Only a woman who has spent 25 years at the Smithsonian’s National Air and Space Museum (NASM) could describe the manned space program as “government employees traveling on government time using government equipment.” Or observe that we wouldn’t have gotten to the moon without duct tape and Velcro. Or call her favorite spacesuit by its first name, the “Jack” (for Apollo 17 astronaut Harrison "Jack" Schmitt).
Amanda Young, who will retire at the end of the month, took a somewhat fragmented set of spacesuits, helmets, boots, and gloves, with little documentation and no parameters for their care, and transformed them into an organized collection of historically important artifacts. Highlights of the collection are the “flown” and developmental suits, which, she says, “show how we got from there to here.” It took 10 years to organize and catalogue what eventually became more than 1,000 spacesuits, pressure suits, and components (gloves, boots, and helmets), including most of the spacesuits worn during the Apollo, Gemini, and Mercury missions. Since then her focus has primarily been on spacesuit preservation, storage, and display.
"The problem with displaying spacesuits is that they’re very heavy, fragile, and hard to move,” says Young. “Moreover, the number of suits available to lend has shrunk because of their condition, and very few venues outside of NASM can meet our stringent humidity, temperature, and light requirements.” The suits aren’t fragile because they’ve been to space and back, she explains, but because they’re made of a variety of natural and man-made materials–like copper, rubber, and plastics–that “don’t play nicely together” and so deteriorate at an alarming rate.
The challenges of traveling spacesuits shaped the upcoming exhibition Suited for Space, a collaboration between SITES and NASM that begins its national tour in April 2011. Because the collection cannot travel, it has been thoroughly photographed, providing amazing and detailed pictures of pressure-suit design and development, the early pressure suits, those from the Mercury, Gemini, and Apollo programs, advanced extra-vehicular suits, and those designed for the U.S. Air Force Manned Orbiting Laboratory program. Currently some of the suits are being x-rayed—a process that requires about 35 sheets of x-ray film per suit.
“You can’t pull a suit apart to see what's going on inside,” says Young. “You can either look down its neck with a flashlight or you can x-ray it. With the x-ray images, works of art themselves, you can see the ball bearings, the fibers, the sewing holes, and the rubber convoluted joints at the elbows, thighs, and knees that enabled the astronaut to walk.”

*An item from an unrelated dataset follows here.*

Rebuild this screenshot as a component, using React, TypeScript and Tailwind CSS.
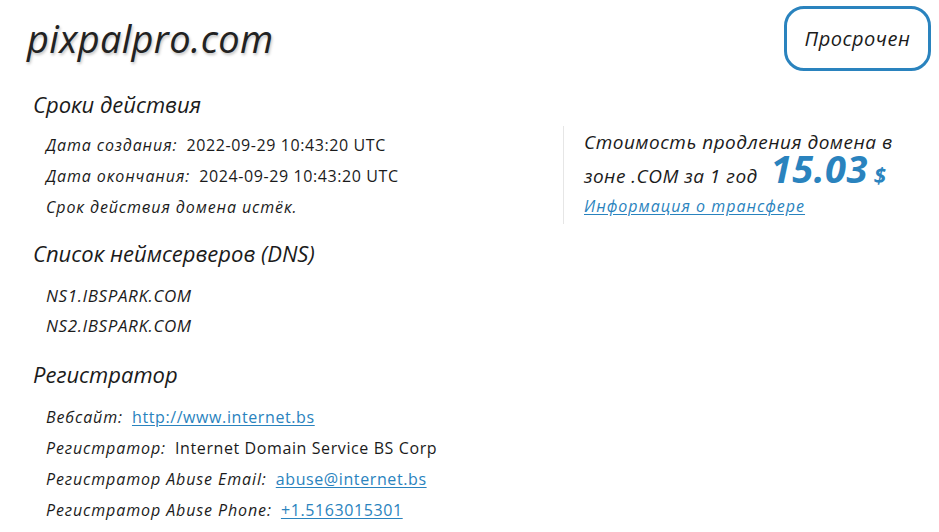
const FONT = "font-['Open_Sans','Noto_Sans',sans-serif]";

function Row({ label, children }: { label: string; children: React.ReactNode }) {
  return (
    <div className="flex h-[31px] items-center text-[16px] text-[#1b1b1b]">
      <span className="italic font-medium tracking-[0.9px]">{label}:</span>
      <span className="ml-[9px] tracking-[0.6px]">{children}</span>
    </div>
  );
}

function Link({ children }: { children: React.ReactNode }) {
  return <a className="text-[#2a83be] underline underline-offset-2">{children}</a>;
}

function Heading({ children }: { children: React.ReactNode }) {
  return <h2 className="pl-[33px] text-[22px] italic text-[#1b1b1b] leading-[30px]">{children}</h2>;
}

export default function App() {
  return (
    <div className={`${FONT} relative h-[532px] w-[939px] overflow-hidden bg-white`}>
      <div className="flex items-start justify-between pr-[8px] pt-[6px]">
        <h1 className="pl-[27px] pt-[12px] text-[38px] font-medium italic leading-[40px] tracking-[0.3px] text-[#222] [text-shadow:1px_2px_3px_rgba(0,0,0,0.25)]">
          pixpalpro.com
        </h1>
        <div className="flex h-[65px] w-[147px] items-center justify-center rounded-[20px] border-[3px] border-[#2a83be] text-[20px] italic tracking-[0.5px] text-[#1b1b1b]">
          Просрочен
        </div>
      </div>

      <div className="flex">
        <div className="w-[563px]">
          <div className="mt-[18px]">
            <Heading>Сроки действия</Heading>
          </div>
          <div className="mt-[10px] pl-[46px]">
            <Row label="Дата создания">2022-09-29 10:43:20 UTC</Row>
            <Row label="Дата окончания">2024-09-29 10:43:20 UTC</Row>
            <div className="flex h-[31px] items-center text-[16px] italic font-medium tracking-[0.9px] text-[#1b1b1b]">
              Срок действия домена истёк.
            </div>
          </div>

          <div className="mt-[16px]">
            <Heading>Список неймсерверов (DNS)</Heading>
          </div>
          <div className="mt-[13px] pl-[46px] text-[17px] italic tracking-[0.6px] text-[#1b1b1b]">
            <div className="flex h-[30px] items-center">NS1.IBSPARK.COM</div>
            <div className="flex h-[30px] items-center">NS2.IBSPARK.COM</div>
          </div>

          <div className="mt-[18px]">
            <Heading>Регистратор</Heading>
          </div>
          <div className="mt-[12px] pl-[46px]">
            <Row label="Вебсайт">
              <Link>http://www.internet.bs</Link>
            </Row>
            <Row label="Регистратор">Internet Domain Service BS Corp</Row>
            <Row label="Регистратор Abuse Email">
              <Link>abuse@internet.bs</Link>
            </Row>
            <Row label="Регистратор Abuse Phone">
              <Link>+1.5163015301</Link>
            </Row>
          </div>
        </div>

        <div className="mt-[55px] h-[98px] border-l border-[#e6e6e6] pl-[20px] pt-[1px]">
          <p className="w-[320px] text-[19px] italic leading-[31px] tracking-[0.5px] text-[#1b1b1b]">
            Стоимость продления домена в зоне .COM за 1 год
            <span className="ml-[13px] text-[38px] font-bold leading-[20px] tracking-[0.5px] text-[#2a83be]">15.03</span>
            <span className="ml-[6px] text-[22px] font-bold leading-[20px] text-[#2a83be]">$</span>
          </p>
          <a className="mt-[2px] block text-[16px] italic tracking-[1px] text-[#2a83be] underline underline-offset-2">
            Информация о трансфере
          </a>
        </div>
      </div>
    </div>
  );
}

The striking photographs by Mark Avino, NASM’s chief of photographic services, with x-rays by Ron Cunningham of the Smithsonian’s Museum Conservation Institute, with Avino, are presented in Young’s just-published book, Spacesuits: The Smithsonian National Air and Space Museum Collection (powerHouse Books, 2009). The traveling exhibition Suited for Space includes these amazing images—many life size—along with informative text and some small objects.